Well, it's good to see the ball rolling on this one already. In January, the US government deemed it illegal to unlock your cell phone without explicit carrier permission - and obviously, that didn't go down too well with consumers. Almost immediately, a petition was started that garnered over 115,000 signatures. President Obama took notice, and agreed that people should be able to unlock their phones if they own it.
Now, a bill has been introduced that aims to re-legalize the process. Utah Republican Mike Lee has said, "Consumers shouldn’t have to fear criminal charges if they want to unlock their cell phones and switch carriers", and I couldn't agree more. I'm of the belief that if you own something, you should be able to do whatever it is you want with it without the fear of a criminal charge - within reason of course. I wouldn't support someone turning a smartphone into a weapon, but hacking it? Bring it on.
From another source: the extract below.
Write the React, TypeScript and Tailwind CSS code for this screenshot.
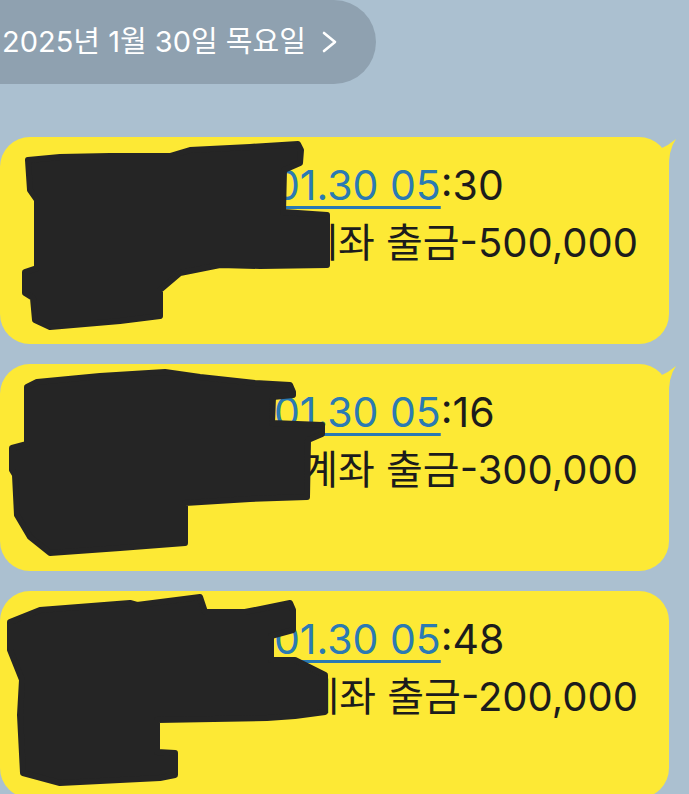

The keyword here is "own", however. If you're under a contract with a carrier and acquired your device via it, you don't technically own it until the contract is complete. Thus, if you were to cease the contract (by simply not paying) and then unlocked your phone to bring it elsewhere, that could possibly skirt the legal line. We're early in this process, so we'll have to wait for things to progress before we can get the specifics.
With the bill having already been presented, we can only hope that the process will continue to go fluidly and it'll be over before we know it - especially given the fact that this shouldn't have had to be done in the first place.
Shouldn't have had the authority to ban it from the start.